I know the platform can be exhausting. It seems like there is a new aggrieved constituent, regardless of political leaning, every time I refresh my timeline. There’s way less celebration of the small things that make life worth living than there are pieces of news or information designed to spike attention and stress levels.
If there are rules to civility, I think there is something about how those rules mutate which is important. People clamoring for the expansion of respect isn’t a guarantee that it will be given, nor is it inherently a threat that you must grant said respect so in order to exist. But it pushes the conversation in a way, that says “being civilized means consideration of my rights”. For some, whatever the rights or position may seem a bridge too far. Personally, if they line up with my personal interpretation of the Rights of Man, then I don’t see much of an issue - people are asking for a redefinition of civility in terms of what groups are worthy of respect, and I think that’s a worthy conversation to entertain, for starters. For many people, it’s a matter, of life, death and stake in the political system.
The neutral ground for people who feel aggrieved by this demand is not in the weaponization of civility, which I seem to find in both political extremes. On the right it is the use of respect to shut down protest as a form of impoliteness or impropriety. Yes interrupting someone’s meal is rude in everyday circumstances. And being a public official is not an everyday circumstance - there is, historically, an added weight and responsibility to the office, which means you serve and are to held accountable to all constituents. Leveraging the concept of civility to keep them from being heard when you occupy a position of power is a punching down of sorts - the only leverage the public has is very limited when it comes to certain issues, especially when compared to the leverage held by someone who is close the policy deciders. To compare the level of civility expected by each of these parties is willfully disingenuous, at best. This is a case of using politeness to shut down a conversation that people don’t want to hear, this is civility as suppression, something which we tend to apply constantly in smaller ways - in our workplaces, in any place with rules and order. Civility is a boundary, and this is an abuse of that function.
There is also a liberal use of civility which creates the impression that we must be hyper aware of our own behaviors, to the point that it could be perceived as a restriction and a detriment to overall discourse. Without being too broad, even some bad ideas need to be expressed in order to be challenged and reshaped into better ones. If democracy can be narrowly defined as a competition of ideas, then allowing a free range of expression, of part of our advancement in civilization is the mojo which comes from increased information flow and knowledge exchange, there should be a balance of censorship and liberty which allows evolved ideas to emerge whilst guiding ourselves away from the most self indulgent or willfully disrespectful of human rights in general.
In other words, conservative cultures by no means have a monopoly on creating cultures of repression when it comes to undesirable thoughts and behavior, and I find that often the things we espouse and denounce very easily become the things we come to embody when passing from powerlessness to empowerment.

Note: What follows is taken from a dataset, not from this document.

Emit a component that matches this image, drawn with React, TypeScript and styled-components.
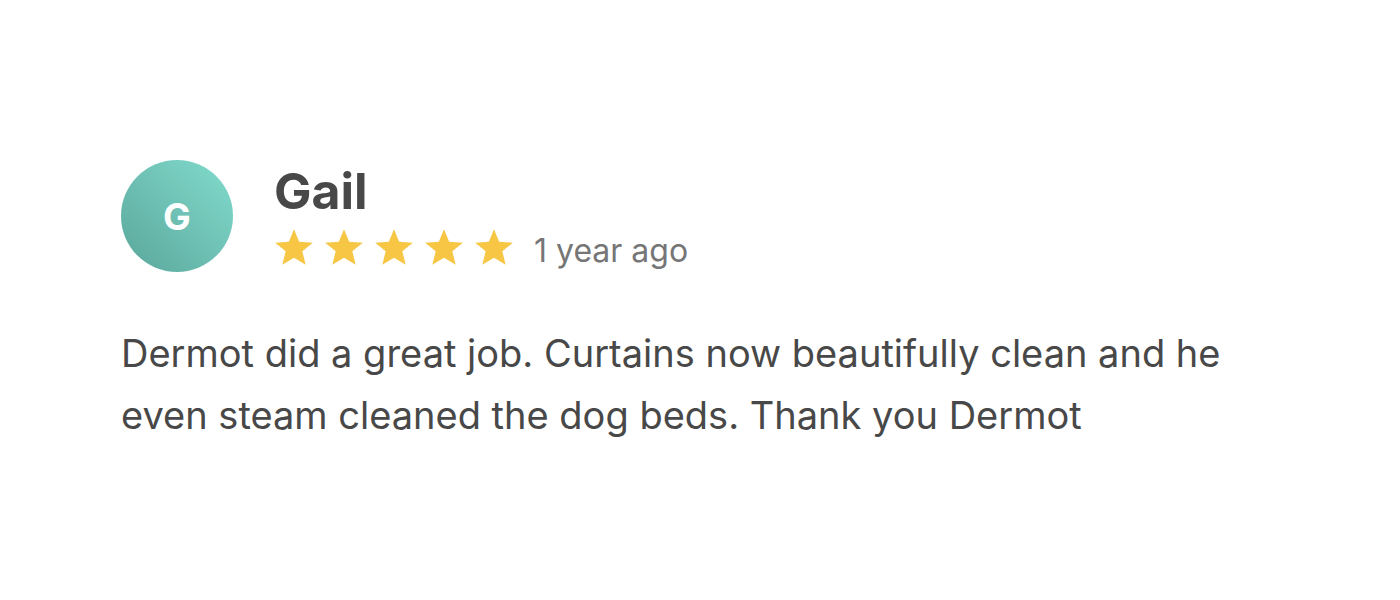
import React from "react";
import styled, { createGlobalStyle } from "styled-components";

const GlobalStyle = createGlobalStyle`
  html, body {
    margin: 0;
    padding: 0;
    background: #fff;
  }
  body {
    font-family: Inter, "Liberation Sans", sans-serif;
    -webkit-font-smoothing: antialiased;
  }
`;

const Page = styled.div`
  width: 1400px;
  height: 600px;
  box-sizing: border-box;
  padding: 160px 121px 0;
`;

const Header = styled.div`
  display: flex;
  align-items: center;
  gap: 41px;
`;

const Avatar = styled.div`
  width: 112px;
  height: 112px;
  border-radius: 50%;
  flex: none;
  display: flex;
  align-items: center;
  justify-content: center;
  background: linear-gradient(45deg, #5aa69b 0%, #82dccd 100%);
  color: #fff;
  font-weight: 700;
  font-size: 37px;
`;

const Meta = styled.div`
  display: flex;
  flex-direction: column;
`;

const Name = styled.div`
  color: #484848;
  font-weight: 700;
  font-size: 50px;
  line-height: 56px;
`;

const RatingRow = styled.div`
  display: flex;
  align-items: flex-start;
  margin-top: 9px;
`;

const Stars = styled.div`
  display: flex;
  gap: 10px;
`;

const Ago = styled.span`
  margin-left: 20px;
  padding-top: 3px;
  color: #767676;
  font-size: 32px;
  line-height: 39px;
`;

const Body = styled.p`
  margin: 50px 0 0;
  color: #484848;
  font-size: 38px;
  line-height: 62px;
  max-width: 1140px;
`;

const Star = () => (
  <svg width="40" height="39" viewBox="0 0 24 23" aria-hidden="true">
    <polygon
      fill="#f6c644"
      points="12,0.6 15.1,8 23.3,8.6 17,13.8 19,21.9 12,17.6 5,21.9 7,13.8 0.7,8.6 8.9,8"
    />
  </svg>
);

export default function App() {
  return (
    <>
      <GlobalStyle />
      <Page>
        <Header>
          <Avatar>G</Avatar>
          <Meta>
            <Name>Gail</Name>
            <RatingRow>
              <Stars>
                {[0, 1, 2, 3, 4].map((i) => (
                  <Star key={i} />
                ))}
              </Stars>
              <Ago>1 year ago</Ago>
            </RatingRow>
          </Meta>
        </Header>
        <Body>
          Dermot did a great job. Curtains now beautifully clean and he even
          steam cleaned the dog beds. Thank you Dermot
        </Body>
      </Page>
    </>
  );
}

By no means are any of these thoughts designed as a free pass to the reluctant gatekeepers of technology - I would deem the deliberate spread of easily disprovable lies to be detrimental to the process of sharing and improving ideas. Such lies do nothing in this regard but prove that all language is not created equal. A lie designed to incite and inflame is not the same as an unpopular truth. Twitter and Facebook will have to stake an opinion on the spectrum of free speech, because their current strategy of relative inaction has allowed malicious actors to define their position for them. I suppose not all silence is golden.
Mostly though, watch out for the bullies. They are the ones who will leverage these concepts to kill the conversations we need to keep having.